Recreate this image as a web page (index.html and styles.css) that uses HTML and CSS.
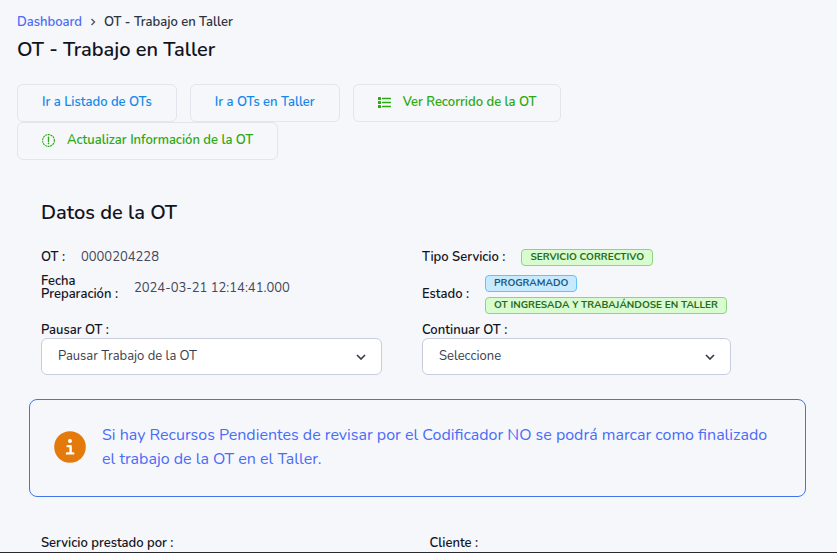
FILE: index.html
```html
<!DOCTYPE html>
<html lang="es">
<head>
    <meta charset="UTF-8">
    <meta name="viewport" content="width=device-width, initial-scale=1.0">
    <title>OT - Trabajo en Taller</title>
    <link rel="stylesheet" href="styles.css">
</head>
<body>
    <header class="page-header">
        <nav class="breadcrumb">
            <a href="#">Dashboard</a>
            <svg class="separator" viewBox="0 0 6 8"><path d="M1.5 1l3 3-3 3"/></svg>
            <span>OT - Trabajo en Taller</span>
        </nav>
        <h1>OT - Trabajo en Taller</h1>
    </header>

    <div class="actions">
        <button type="button" class="btn btn-blue">Ir a Listado de OTs</button>
        <button type="button" class="btn btn-blue">Ir a OTs en Taller</button>
        <button type="button" class="btn btn-green">
            <svg class="btn-icon" viewBox="0 0 13 13">
                <g fill="currentColor">
                    <rect x="0" y="1" width="3" height="3" rx="0.6"/>
                    <rect x="0" y="5" width="3" height="3" rx="0.6"/>
                    <rect x="0" y="9" width="3" height="3" rx="0.6"/>
                    <rect x="4" y="1.7" width="9" height="1.6" rx="0.5"/>
                    <rect x="4" y="5.7" width="9" height="1.6" rx="0.5"/>
                    <rect x="4" y="9.7" width="9" height="1.6" rx="0.5"/>
                </g>
            </svg>
            Ver Recorrido de la OT
        </button>
        <button type="button" class="btn btn-green">
            <svg class="btn-icon" viewBox="0 0 13 13">
                <circle cx="6.5" cy="6.5" r="5.9" fill="none" stroke="currentColor" stroke-width="1.1" stroke-dasharray="2 0.65"/>
                <path d="M6.5 3.2v4.2" fill="none" stroke="currentColor" stroke-width="1.3" stroke-linecap="round"/>
                <circle cx="6.5" cy="9.4" r="0.8" fill="currentColor"/>
            </svg>
            Actualizar Información de la OT
        </button>
    </div>

    <main>
        <section class="details">
            <h2>Datos de la OT</h2>
            <div class="details-grid">
                <dl class="info">
                    <div class="info-row">
                        <dt>OT :</dt>
                        <dd>0000204228</dd>
                    </div>
                    <div class="info-row">
                        <dt>Fecha<br>Preparación :</dt>
                        <dd>2024-03-21 12:14:41.000</dd>
                    </div>
                </dl>
                <dl class="info">
                    <div class="info-row">
                        <dt>Tipo Servicio :</dt>
                        <dd><span class="badge badge-green">SERVICIO CORRECTIVO</span></dd>
                    </div>
                    <div class="info-row">
                        <dt>Estado :</dt>
                        <dd class="badges">
                            <span class="badge badge-blue">PROGRAMADO</span>
                            <span class="badge badge-green">OT INGRESADA Y TRABAJÁNDOSE EN TALLER</span>
                        </dd>
                    </div>
                </dl>
                <div class="field">
                    <label for="pausar">Pausar OT :</label>
                    <div class="select-wrap">
                        <select id="pausar">
                            <option>Pausar Trabajo de la OT</option>
                        </select>
                        <svg class="chevron" viewBox="0 0 10 6"><path d="M1 1l4 4 4-4"/></svg>
                    </div>
                </div>
                <div class="field">
                    <label for="continuar">Continuar OT :</label>
                    <div class="select-wrap">
                        <select id="continuar">
                            <option>Seleccione</option>
                        </select>
                        <svg class="chevron" viewBox="0 0 10 6"><path d="M1 1l4 4 4-4"/></svg>
                    </div>
                </div>
            </div>
        </section>

        <div class="alert" role="alert">
            <svg class="alert-icon" viewBox="0 0 32 32">
                <circle cx="16" cy="16" r="15.8" fill="#e47a0b"/>
                <circle cx="16" cy="10" r="2" fill="#fff"/>
                <path d="M13.6 15.1h3v7M13 22.4h6.2" fill="none" stroke="#fff" stroke-width="2.4" stroke-linecap="round" stroke-linejoin="round"/>
            </svg>
            <p>Si hay Recursos Pendientes de revisar por el Codificador NO se podrá marcar como finalizado el trabajo de la OT en el Taller.</p>
        </div>

        <div class="service">
            <strong>Servicio prestado por :</strong>
            <strong>Cliente :</strong>
        </div>
    </main>
</body>
</html>
```

FILE: styles.css
```css
* {
    box-sizing: border-box;
}

body {
    margin: 0;
    min-height: 100vh;
    padding: 13px 17px 0;
    background-color: #f6f7fb;
    border-bottom: 1px solid #26292e;
    color: #12141d;
    font-family: Nunito, Lato, sans-serif;
    font-size: 13px;
    line-height: 18px;
}

h1,
h2 {
    margin: 0;
    font-size: 20px;
    font-weight: 600;
    line-height: 26px;
}

h1 {
    margin-top: 6px;
}

.breadcrumb {
    display: flex;
    align-items: center;
    gap: 8px;
    color: #2d3240;
    font-weight: 600;
}

.breadcrumb a {
    color: #4a6cf7;
    text-decoration: none;
}

.separator {
    width: 6px;
    height: 8px;
    fill: none;
    stroke: #51586b;
    stroke-width: 1.4;
}

.actions {
    display: flex;
    flex-wrap: wrap;
    column-gap: 13px;
    margin-top: 21px;
}

.btn {
    display: flex;
    align-items: center;
    gap: 12px;
    height: 38px;
    padding: 0 24px 2px;
    background: none;
    border: 1px solid #e4e5ec;
    border-radius: 6px;
    font-family: inherit;
    font-size: 13px;
    font-weight: 600;
    cursor: pointer;
}

.btn-blue {
    color: #1488e8;
}

.btn-green {
    color: #2ba812;
}

.btn-icon {
    width: 13px;
    height: 13px;
}

main {
    padding: 0 14px 0 12px;
}

.details {
    padding: 40px 75px 0 12px;
}

.details-grid {
    display: grid;
    grid-template-columns: minmax(0, 341fr) minmax(0, 309fr);
    column-gap: 40px;
    row-gap: 9px;
    margin-top: 22px;
}

.info {
    display: flex;
    flex-direction: column;
    gap: 9px;
    margin: 0;
}

.info-row {
    display: flex;
    align-items: center;
    gap: 16px;
    min-height: 18px;
}

dt,
label,
.service {
    font-weight: 600;
}

dt {
    flex: none;
    line-height: 13px;
}

dd {
    margin: 0;
    color: #45475a;
}

.badge {
    display: block;
    width: fit-content;
    padding: 0 8px;
    border: 1px solid;
    border-radius: 4px;
    font-size: 10px;
    font-weight: 700;
    line-height: 15px;
    white-space: nowrap;
}

.badges {
    display: flex;
    flex-direction: column;
    gap: 5px;
}

.badge-green {
    background-color: #d9fbd0;
    border-color: #8bd67b;
    color: #276a1b;
}

.badge-blue {
    background-color: #c8eaff;
    border-color: #62c3fa;
    color: #1b5a85;
}

label {
    display: block;
    line-height: 15px;
}

.select-wrap {
    position: relative;
}

select {
    appearance: none;
    display: block;
    width: 100%;
    height: 37px;
    padding: 0 16px 2px;
    background-color: #fff;
    border: 1px solid #c8cddd;
    border-radius: 6px;
    color: #3a3d4c;
    font-family: inherit;
    font-size: 13px;
}

.chevron {
    position: absolute;
    top: 16px;
    right: 16px;
    width: 10px;
    height: 6px;
    fill: none;
    stroke: #33384a;
    stroke-width: 1.6;
    pointer-events: none;
}

.alert {
    display: flex;
    align-items: center;
    gap: 16px;
    margin-top: 24px;
    padding: 23px 24px 25px;
    border: 1px solid #3f76ee;
    border-radius: 8px;
    color: #4a6cf7;
    font-size: 16px;
    line-height: 24px;
}

.alert-icon {
    flex: none;
    width: 32px;
    height: 32px;
}

.alert p {
    margin: 0;
}

.service {
    display: grid;
    grid-template-columns: 1fr 1fr;
    margin-top: 37px;
}

.service strong {
    padding-left: 12px;
    font-weight: inherit;
}
```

◆ ◆ ◆

> Instruction:
Reproduce the full listing faithfully, but do not carry over any pictures.

> Output below:
Recreate this image as a web page (index.html and styles.css) that uses HTML and CSS.
FILE: index.html
```html
<!DOCTYPE html>
<html lang="es">
<head>
    <meta charset="UTF-8">
    <meta name="viewport" content="width=device-width, initial-scale=1.0">
    <title>OT - Trabajo en Taller</title>
    <link rel="stylesheet" href="styles.css">
</head>
<body>
    <header class="page-header">
        <nav class="breadcrumb">
            <a href="#">Dashboard</a>
            <svg class="separator" viewBox="0 0 6 8"><path d="M1.5 1l3 3-3 3"/></svg>
            <span>OT - Trabajo en Taller</span>
        </nav>
        <h1>OT - Trabajo en Taller</h1>
    </header>

    <div class="actions">
        <button type="button" class="btn btn-blue">Ir a Listado de OTs</button>
        <button type="button" class="btn btn-blue">Ir a OTs en Taller</button>
        <button type="button" class="btn btn-green">
            <svg class="btn-icon" viewBox="0 0 13 13">
                <g fill="currentColor">
                    <rect x="0" y="1" width="3" height="3" rx="0.6"/>
                    <rect x="0" y="5" width="3" height="3" rx="0.6"/>
                    <rect x="0" y="9" width="3" height="3" rx="0.6"/>
                    <rect x="4" y="1.7" width="9" height="1.6" rx="0.5"/>
                    <rect x="4" y="5.7" width="9" height="1.6" rx="0.5"/>
                    <rect x="4" y="9.7" width="9" height="1.6" rx="0.5"/>
                </g>
            </svg>
            Ver Recorrido de la OT
        </button>
        <button type="button" class="btn btn-green">
            <svg class="btn-icon" viewBox="0 0 13 13">
                <circle cx="6.5" cy="6.5" r="5.9" fill="none" stroke="currentColor" stroke-width="1.1" stroke-dasharray="2 0.65"/>
                <path d="M6.5 3.2v4.2" fill="none" stroke="currentColor" stroke-width="1.3" stroke-linecap="round"/>
                <circle cx="6.5" cy="9.4" r="0.8" fill="currentColor"/>
            </svg>
            Actualizar Información de la OT
        </button>
    </div>

    <main>
        <section class="details">
            <h2>Datos de la OT</h2>
            <div class="details-grid">
                <dl class="info">
                    <div class="info-row">
                        <dt>OT :</dt>
                        <dd>0000204228</dd>
                    </div>
                    <div class="info-row">
                        <dt>Fecha<br>Preparación :</dt>
                        <dd>2024-03-21 12:14:41.000</dd>
                    </div>
                </dl>
                <dl class="info">
                    <div class="info-row">
                        <dt>Tipo Servicio :</dt>
                        <dd><span class="badge badge-green">SERVICIO CORRECTIVO</span></dd>
                    </div>
                    <div class="info-row">
                        <dt>Estado :</dt>
                        <dd class="badges">
                            <span class="badge badge-blue">PROGRAMADO</span>
                            <span class="badge badge-green">OT INGRESADA Y TRABAJÁNDOSE EN TALLER</span>
                        </dd>
                    </div>
                </dl>
                <div class="field">
                    <label for="pausar">Pausar OT :</label>
                    <div class="select-wrap">
                        <select id="pausar">
                            <option>Pausar Trabajo de la OT</option>
                        </select>
                        <svg class="chevron" viewBox="0 0 10 6"><path d="M1 1l4 4 4-4"/></svg>
                    </div>
                </div>
                <div class="field">
                    <label for="continuar">Continuar OT :</label>
                    <div class="select-wrap">
                        <select id="continuar">
                            <option>Seleccione</option>
                        </select>
                        <svg class="chevron" viewBox="0 0 10 6"><path d="M1 1l4 4 4-4"/></svg>
                    </div>
                </div>
            </div>
        </section>

        <div class="alert" role="alert">
            <svg class="alert-icon" viewBox="0 0 32 32">
                <circle cx="16" cy="16" r="15.8" fill="#e47a0b"/>
                <circle cx="16" cy="10" r="2" fill="#fff"/>
                <path d="M13.6 15.1h3v7M13 22.4h6.2" fill="none" stroke="#fff" stroke-width="2.4" stroke-linecap="round" stroke-linejoin="round"/>
            </svg>
            <p>Si hay Recursos Pendientes de revisar por el Codificador NO se podrá marcar como finalizado el trabajo de la OT en el Taller.</p>
        </div>

        <div class="service">
            <strong>Servicio prestado por :</strong>
            <strong>Cliente :</strong>
        </div>
    </main>
</body>
</html>
```

FILE: styles.css
```css
* {
    box-sizing: border-box;
}

body {
    margin: 0;
    min-height: 100vh;
    padding: 13px 17px 0;
    background-color: #f6f7fb;
    border-bottom: 1px solid #26292e;
    color: #12141d;
    font-family: Nunito, Lato, sans-serif;
    font-size: 13px;
    line-height: 18px;
}

h1,
h2 {
    margin: 0;
    font-size: 20px;
    font-weight: 600;
    line-height: 26px;
}

h1 {
    margin-top: 6px;
}

.breadcrumb {
    display: flex;
    align-items: center;
    gap: 8px;
    color: #2d3240;
    font-weight: 600;
}

.breadcrumb a {
    color: #4a6cf7;
    text-decoration: none;
}

.separator {
    width: 6px;
    height: 8px;
    fill: none;
    stroke: #51586b;
    stroke-width: 1.4;
}

.actions {
    display: flex;
    flex-wrap: wrap;
    column-gap: 13px;
    margin-top: 21px;
}

.btn {
    display: flex;
    align-items: center;
    gap: 12px;
    height: 38px;
    padding: 0 24px 2px;
    background: none;
    border: 1px solid #e4e5ec;
    border-radius: 6px;
    font-family: inherit;
    font-size: 13px;
    font-weight: 600;
    cursor: pointer;
}

.btn-blue {
    color: #1488e8;
}

.btn-green {
    color: #2ba812;
}

.btn-icon {
    width: 13px;
    height: 13px;
}

main {
    padding: 0 14px 0 12px;
}

.details {
    padding: 40px 75px 0 12px;
}

.details-grid {
    display: grid;
    grid-template-columns: minmax(0, 341fr) minmax(0, 309fr);
    column-gap: 40px;
    row-gap: 9px;
    margin-top: 22px;
}

.info {
    display: flex;
    flex-direction: column;
    gap: 9px;
    margin: 0;
}

.info-row {
    display: flex;
    align-items: center;
    gap: 16px;
    min-height: 18px;
}

dt,
label,
.service {
    font-weight: 600;
}

dt {
    flex: none;
    line-height: 13px;
}

dd {
    margin: 0;
    color: #45475a;
}

.badge {
    display: block;
    width: fit-content;
    padding: 0 8px;
    border: 1px solid;
    border-radius: 4px;
    font-size: 10px;
    font-weight: 700;
    line-height: 15px;
    white-space: nowrap;
}

.badges {
    display: flex;
    flex-direction: column;
    gap: 5px;
}

.badge-green {
    background-color: #d9fbd0;
    border-color: #8bd67b;
    color: #276a1b;
}

.badge-blue {
    background-color: #c8eaff;
    border-color: #62c3fa;
    color: #1b5a85;
}

label {
    display: block;
    line-height: 15px;
}

.select-wrap {
    position: relative;
}

select {
    appearance: none;
    display: block;
    width: 100%;
    height: 37px;
    padding: 0 16px 2px;
    background-color: #fff;
    border: 1px solid #c8cddd;
    border-radius: 6px;
    color: #3a3d4c;
    font-family: inherit;
    font-size: 13px;
}

.chevron {
    position: absolute;
    top: 16px;
    right: 16px;
    width: 10px;
    height: 6px;
    fill: none;
    stroke: #33384a;
    stroke-width: 1.6;
    pointer-events: none;
}

.alert {
    display: flex;
    align-items: center;
    gap: 16px;
    margin-top: 24px;
    padding: 23px 24px 25px;
    border: 1px solid #3f76ee;
    border-radius: 8px;
    color: #4a6cf7;
    font-size: 16px;
    line-height: 24px;
}

.alert-icon {
    flex: none;
    width: 32px;
    height: 32px;
}

.alert p {
    margin: 0;
}

.service {
    display: grid;
    grid-template-columns: 1fr 1fr;
    margin-top: 37px;
}

.service strong {
    padding-left: 12px;
    font-weight: inherit;
}
```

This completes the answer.